**Supplied entries:**
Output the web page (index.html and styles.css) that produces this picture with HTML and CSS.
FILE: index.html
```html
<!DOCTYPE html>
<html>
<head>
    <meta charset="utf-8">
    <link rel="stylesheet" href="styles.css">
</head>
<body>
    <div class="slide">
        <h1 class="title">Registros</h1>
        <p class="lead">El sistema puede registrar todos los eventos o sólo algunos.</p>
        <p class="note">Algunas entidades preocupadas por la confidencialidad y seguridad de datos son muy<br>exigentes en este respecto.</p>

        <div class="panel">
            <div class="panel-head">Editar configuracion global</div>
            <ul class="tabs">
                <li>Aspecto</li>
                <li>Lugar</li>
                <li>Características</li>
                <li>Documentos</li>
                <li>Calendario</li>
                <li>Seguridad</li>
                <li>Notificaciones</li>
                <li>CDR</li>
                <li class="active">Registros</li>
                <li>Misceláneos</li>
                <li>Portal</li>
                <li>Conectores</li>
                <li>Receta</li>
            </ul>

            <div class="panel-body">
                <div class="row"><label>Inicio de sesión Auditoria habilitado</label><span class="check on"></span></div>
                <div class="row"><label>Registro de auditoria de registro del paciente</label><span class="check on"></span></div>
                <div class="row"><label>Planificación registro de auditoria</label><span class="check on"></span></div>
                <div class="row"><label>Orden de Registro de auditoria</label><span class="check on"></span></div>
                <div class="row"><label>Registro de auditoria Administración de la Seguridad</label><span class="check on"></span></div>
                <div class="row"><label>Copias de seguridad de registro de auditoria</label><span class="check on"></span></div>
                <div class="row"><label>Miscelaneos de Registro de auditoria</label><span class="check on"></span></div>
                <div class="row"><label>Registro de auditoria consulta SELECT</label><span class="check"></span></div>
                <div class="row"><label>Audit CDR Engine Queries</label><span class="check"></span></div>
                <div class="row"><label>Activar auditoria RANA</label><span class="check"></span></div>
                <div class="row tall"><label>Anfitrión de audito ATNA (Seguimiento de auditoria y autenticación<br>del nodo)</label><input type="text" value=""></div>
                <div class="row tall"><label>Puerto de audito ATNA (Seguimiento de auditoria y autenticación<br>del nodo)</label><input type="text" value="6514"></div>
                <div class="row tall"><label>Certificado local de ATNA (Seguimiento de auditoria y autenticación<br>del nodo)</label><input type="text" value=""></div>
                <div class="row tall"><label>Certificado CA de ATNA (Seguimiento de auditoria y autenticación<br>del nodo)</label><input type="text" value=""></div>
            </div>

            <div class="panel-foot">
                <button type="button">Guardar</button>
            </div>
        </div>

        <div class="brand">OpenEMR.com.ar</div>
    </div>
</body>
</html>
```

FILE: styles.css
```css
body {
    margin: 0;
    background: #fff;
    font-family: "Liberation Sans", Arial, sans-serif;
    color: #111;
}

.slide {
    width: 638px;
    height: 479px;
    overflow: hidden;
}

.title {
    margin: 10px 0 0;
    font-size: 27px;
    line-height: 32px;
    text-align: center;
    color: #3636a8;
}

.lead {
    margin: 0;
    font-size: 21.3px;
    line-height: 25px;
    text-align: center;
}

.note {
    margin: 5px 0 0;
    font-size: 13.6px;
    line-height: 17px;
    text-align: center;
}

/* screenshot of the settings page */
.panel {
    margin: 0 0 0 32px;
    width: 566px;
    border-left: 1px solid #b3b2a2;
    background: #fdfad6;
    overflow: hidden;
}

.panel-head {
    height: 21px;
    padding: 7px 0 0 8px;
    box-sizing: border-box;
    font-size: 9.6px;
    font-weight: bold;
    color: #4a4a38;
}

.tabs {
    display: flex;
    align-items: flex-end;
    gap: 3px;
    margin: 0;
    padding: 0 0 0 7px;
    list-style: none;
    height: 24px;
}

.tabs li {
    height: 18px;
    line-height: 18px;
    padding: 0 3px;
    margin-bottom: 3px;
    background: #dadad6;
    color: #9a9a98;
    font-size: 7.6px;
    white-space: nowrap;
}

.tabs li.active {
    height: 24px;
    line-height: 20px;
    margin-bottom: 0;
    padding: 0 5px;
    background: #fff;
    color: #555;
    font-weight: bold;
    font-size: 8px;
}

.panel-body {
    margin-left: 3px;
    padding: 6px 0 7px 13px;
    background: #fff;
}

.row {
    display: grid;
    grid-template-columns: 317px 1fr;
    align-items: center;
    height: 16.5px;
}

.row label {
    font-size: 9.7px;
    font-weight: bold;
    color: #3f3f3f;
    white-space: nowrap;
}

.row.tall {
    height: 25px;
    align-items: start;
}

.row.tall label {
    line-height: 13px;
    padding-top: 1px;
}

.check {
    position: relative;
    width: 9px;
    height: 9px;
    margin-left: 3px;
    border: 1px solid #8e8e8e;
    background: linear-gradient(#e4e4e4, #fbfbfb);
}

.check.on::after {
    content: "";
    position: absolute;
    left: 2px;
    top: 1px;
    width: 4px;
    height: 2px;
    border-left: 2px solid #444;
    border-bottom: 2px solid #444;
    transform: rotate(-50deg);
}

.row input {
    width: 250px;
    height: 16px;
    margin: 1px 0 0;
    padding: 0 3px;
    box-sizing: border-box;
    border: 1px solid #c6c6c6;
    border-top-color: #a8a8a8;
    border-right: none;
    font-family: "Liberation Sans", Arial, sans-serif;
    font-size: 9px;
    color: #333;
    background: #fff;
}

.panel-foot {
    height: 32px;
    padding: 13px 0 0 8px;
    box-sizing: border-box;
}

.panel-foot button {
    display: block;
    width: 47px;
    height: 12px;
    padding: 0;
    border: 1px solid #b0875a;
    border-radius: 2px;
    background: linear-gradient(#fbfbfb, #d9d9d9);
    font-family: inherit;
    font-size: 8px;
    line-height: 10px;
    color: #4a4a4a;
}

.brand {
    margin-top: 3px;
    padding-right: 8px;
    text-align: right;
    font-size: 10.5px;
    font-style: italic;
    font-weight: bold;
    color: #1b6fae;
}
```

--

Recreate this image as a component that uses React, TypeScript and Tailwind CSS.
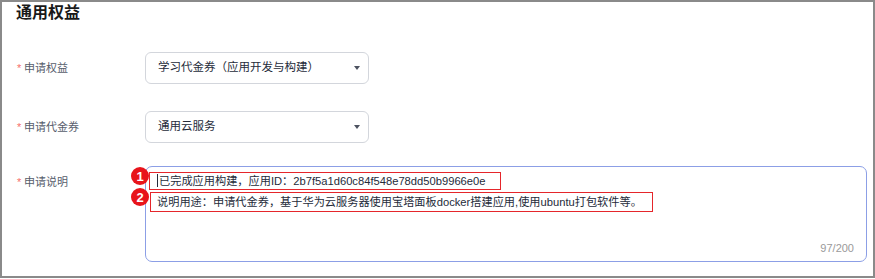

**Exercise brief:**
Tell how many lines in the records above contain "page", giving the number and no other words.

**Answer to the exercise:**
2